- _DATA SECTION_:
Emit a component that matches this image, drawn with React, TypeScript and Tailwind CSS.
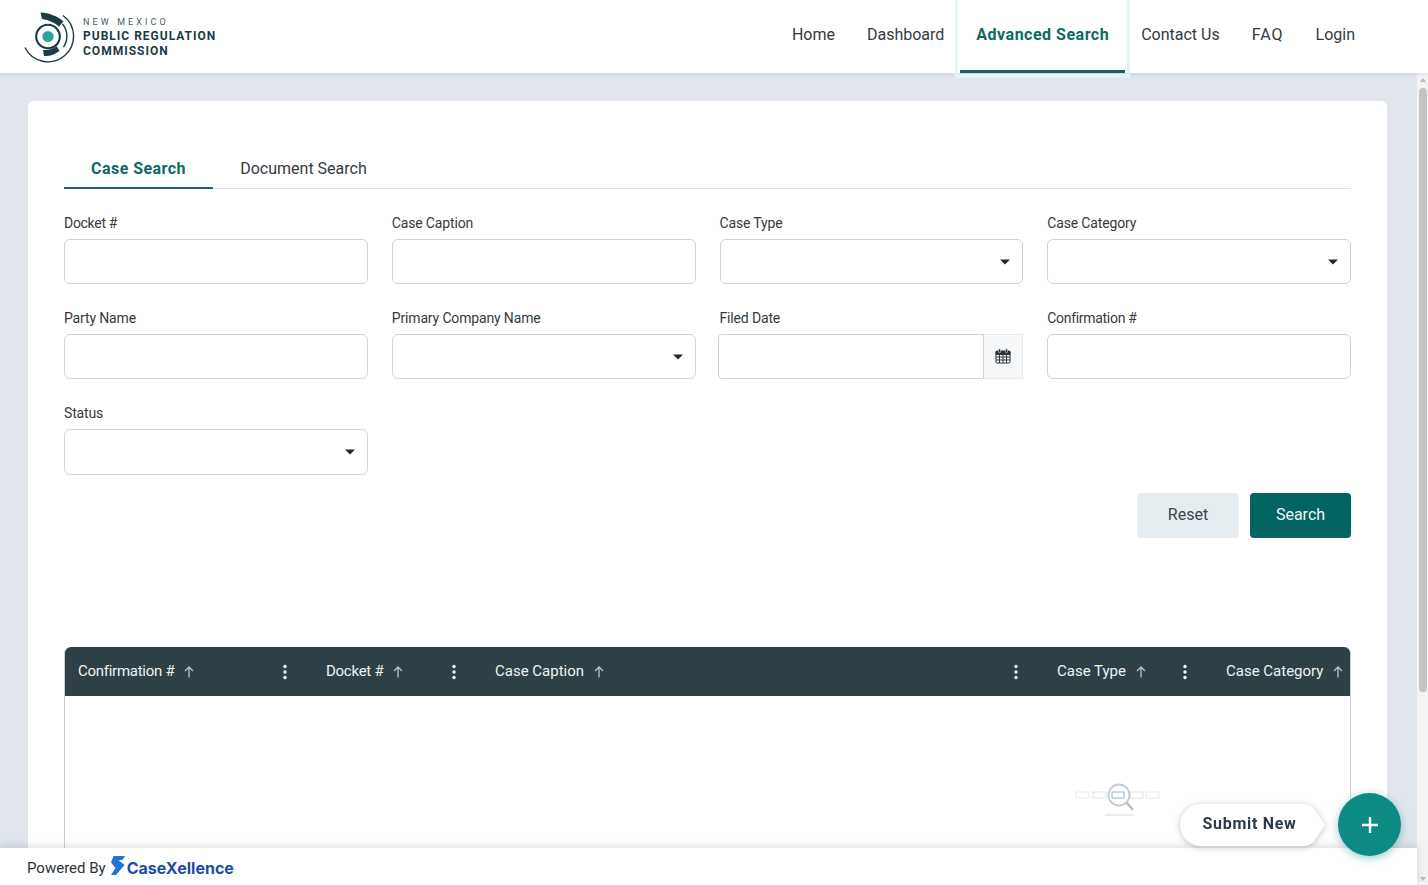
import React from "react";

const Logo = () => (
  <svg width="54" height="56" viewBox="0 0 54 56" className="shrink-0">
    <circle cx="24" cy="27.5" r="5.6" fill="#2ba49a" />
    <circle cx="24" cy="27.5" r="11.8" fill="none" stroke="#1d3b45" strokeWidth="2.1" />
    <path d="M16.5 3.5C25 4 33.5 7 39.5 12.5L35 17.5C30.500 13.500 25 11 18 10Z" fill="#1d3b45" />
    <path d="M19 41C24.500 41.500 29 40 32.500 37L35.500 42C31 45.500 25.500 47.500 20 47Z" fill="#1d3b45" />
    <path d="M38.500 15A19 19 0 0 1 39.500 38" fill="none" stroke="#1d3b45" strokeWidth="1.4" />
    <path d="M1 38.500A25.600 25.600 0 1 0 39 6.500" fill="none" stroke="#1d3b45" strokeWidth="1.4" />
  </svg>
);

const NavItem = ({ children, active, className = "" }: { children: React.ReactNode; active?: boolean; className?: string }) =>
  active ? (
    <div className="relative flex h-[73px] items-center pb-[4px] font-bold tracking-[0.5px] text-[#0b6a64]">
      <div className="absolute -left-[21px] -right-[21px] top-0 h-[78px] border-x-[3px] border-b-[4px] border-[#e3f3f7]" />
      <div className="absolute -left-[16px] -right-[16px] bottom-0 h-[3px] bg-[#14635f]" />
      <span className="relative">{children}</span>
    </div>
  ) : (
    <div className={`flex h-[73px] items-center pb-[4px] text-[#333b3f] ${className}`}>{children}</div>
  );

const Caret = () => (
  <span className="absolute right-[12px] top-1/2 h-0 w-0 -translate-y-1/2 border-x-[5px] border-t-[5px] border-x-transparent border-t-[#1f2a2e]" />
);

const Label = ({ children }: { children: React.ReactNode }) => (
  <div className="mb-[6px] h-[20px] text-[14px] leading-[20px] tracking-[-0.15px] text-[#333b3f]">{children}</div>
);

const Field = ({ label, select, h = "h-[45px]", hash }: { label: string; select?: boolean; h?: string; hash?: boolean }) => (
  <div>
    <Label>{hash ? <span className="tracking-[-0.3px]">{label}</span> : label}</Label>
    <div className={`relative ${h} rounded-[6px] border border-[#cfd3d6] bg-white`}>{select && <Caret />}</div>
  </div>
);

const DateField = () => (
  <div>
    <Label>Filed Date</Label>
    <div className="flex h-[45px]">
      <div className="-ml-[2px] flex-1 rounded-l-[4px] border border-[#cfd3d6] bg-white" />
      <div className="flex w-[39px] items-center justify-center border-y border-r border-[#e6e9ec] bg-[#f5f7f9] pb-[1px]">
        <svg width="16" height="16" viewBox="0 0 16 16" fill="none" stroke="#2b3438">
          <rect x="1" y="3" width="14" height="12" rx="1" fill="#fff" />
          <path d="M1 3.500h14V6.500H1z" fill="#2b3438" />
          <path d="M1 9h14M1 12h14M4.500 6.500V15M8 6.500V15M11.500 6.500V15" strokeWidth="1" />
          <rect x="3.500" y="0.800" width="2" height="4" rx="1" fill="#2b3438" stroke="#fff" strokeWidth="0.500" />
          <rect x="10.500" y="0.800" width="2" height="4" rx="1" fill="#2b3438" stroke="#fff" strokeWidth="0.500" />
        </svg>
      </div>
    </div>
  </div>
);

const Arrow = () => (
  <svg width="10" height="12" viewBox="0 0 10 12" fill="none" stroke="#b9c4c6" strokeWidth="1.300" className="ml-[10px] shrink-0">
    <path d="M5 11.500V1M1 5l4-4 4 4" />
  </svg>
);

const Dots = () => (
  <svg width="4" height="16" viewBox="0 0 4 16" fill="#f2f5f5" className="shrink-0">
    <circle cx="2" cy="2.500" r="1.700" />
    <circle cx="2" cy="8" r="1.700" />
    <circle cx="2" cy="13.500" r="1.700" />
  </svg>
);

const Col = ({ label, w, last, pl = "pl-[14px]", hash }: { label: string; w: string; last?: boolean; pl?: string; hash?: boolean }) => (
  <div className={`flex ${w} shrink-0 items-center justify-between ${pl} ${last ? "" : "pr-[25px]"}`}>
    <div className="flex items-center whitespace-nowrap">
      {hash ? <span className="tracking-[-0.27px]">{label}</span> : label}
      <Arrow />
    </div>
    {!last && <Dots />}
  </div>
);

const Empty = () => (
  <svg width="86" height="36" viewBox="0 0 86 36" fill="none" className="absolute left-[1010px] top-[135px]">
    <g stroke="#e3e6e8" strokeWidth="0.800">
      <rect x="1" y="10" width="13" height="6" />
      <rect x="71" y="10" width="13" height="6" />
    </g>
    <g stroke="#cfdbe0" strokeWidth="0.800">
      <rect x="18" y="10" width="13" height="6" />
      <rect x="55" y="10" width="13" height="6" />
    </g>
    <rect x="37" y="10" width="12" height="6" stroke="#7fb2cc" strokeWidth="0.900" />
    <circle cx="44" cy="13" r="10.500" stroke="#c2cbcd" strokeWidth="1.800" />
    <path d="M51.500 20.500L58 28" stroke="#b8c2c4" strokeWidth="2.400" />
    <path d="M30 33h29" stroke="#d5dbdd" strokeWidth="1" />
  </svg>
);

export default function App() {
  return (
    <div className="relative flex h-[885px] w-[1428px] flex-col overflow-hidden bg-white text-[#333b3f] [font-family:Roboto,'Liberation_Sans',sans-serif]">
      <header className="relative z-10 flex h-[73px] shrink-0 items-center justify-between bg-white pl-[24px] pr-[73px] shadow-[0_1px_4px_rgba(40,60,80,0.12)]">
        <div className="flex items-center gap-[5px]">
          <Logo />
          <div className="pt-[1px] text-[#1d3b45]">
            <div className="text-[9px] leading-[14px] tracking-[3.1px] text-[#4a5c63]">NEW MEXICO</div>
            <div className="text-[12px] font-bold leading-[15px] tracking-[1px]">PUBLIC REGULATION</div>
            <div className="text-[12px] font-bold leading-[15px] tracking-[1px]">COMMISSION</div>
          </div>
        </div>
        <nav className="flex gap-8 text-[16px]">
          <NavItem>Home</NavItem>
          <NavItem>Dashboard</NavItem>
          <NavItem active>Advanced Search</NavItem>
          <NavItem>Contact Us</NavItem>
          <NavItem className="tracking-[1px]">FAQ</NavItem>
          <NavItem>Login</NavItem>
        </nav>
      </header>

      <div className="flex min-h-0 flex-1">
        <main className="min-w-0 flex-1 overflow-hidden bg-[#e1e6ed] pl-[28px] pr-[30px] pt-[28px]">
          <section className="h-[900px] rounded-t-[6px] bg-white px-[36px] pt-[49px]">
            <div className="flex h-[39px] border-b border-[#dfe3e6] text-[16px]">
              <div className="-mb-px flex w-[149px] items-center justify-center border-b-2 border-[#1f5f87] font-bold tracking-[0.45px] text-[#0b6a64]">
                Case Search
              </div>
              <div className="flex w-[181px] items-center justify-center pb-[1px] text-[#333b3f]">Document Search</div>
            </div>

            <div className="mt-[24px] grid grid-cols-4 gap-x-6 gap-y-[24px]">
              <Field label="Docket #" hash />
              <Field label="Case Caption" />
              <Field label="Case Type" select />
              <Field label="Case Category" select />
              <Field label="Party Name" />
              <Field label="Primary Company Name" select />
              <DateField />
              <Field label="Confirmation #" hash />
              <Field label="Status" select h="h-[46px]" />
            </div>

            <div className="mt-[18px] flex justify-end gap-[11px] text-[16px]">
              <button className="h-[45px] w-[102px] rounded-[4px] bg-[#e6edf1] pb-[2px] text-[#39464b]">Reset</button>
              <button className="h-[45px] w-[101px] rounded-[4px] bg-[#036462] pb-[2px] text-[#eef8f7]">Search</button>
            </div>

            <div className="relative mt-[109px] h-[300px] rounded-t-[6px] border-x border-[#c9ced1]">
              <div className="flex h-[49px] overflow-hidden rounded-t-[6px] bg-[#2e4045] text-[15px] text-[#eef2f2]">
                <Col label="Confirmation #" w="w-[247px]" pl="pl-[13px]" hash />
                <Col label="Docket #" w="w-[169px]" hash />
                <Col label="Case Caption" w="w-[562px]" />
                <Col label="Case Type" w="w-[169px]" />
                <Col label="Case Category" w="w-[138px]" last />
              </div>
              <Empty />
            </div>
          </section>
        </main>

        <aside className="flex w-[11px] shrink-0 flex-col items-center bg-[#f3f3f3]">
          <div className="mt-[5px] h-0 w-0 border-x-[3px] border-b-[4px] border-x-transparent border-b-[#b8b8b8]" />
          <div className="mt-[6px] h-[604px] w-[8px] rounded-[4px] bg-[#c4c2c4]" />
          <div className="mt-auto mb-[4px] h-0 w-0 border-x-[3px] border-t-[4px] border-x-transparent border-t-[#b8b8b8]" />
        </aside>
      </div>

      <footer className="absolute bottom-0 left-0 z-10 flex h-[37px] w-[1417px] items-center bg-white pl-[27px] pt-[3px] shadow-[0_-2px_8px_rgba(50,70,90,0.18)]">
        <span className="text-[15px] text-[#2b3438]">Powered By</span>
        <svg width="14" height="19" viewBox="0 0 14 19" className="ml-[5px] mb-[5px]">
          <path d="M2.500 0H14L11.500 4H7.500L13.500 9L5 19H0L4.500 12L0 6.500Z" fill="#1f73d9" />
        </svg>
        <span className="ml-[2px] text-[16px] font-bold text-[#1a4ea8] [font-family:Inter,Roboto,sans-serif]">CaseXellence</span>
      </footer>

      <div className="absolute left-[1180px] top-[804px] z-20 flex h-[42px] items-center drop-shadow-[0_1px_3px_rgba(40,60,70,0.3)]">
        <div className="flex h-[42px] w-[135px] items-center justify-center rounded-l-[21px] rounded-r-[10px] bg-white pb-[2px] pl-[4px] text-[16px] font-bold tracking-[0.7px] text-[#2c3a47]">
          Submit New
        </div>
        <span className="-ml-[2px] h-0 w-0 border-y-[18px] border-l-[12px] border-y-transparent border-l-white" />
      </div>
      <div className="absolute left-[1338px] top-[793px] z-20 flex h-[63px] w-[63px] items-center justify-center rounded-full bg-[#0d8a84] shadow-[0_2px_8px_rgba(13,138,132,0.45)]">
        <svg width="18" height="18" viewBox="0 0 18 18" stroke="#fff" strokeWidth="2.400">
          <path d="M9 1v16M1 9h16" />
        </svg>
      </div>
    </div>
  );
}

- _AIM_: Identify every line above with the string "React" in it. Copy those lines.

- _TASK ANSWER_:
Emit a component that matches this image, drawn with React, TypeScript and Tailwind CSS.
import React from "react";
const NavItem = ({ children, active, className = "" }: { children: React.ReactNode; active?: boolean; className?: string }) =>
const Label = ({ children }: { children: React.ReactNode }) => (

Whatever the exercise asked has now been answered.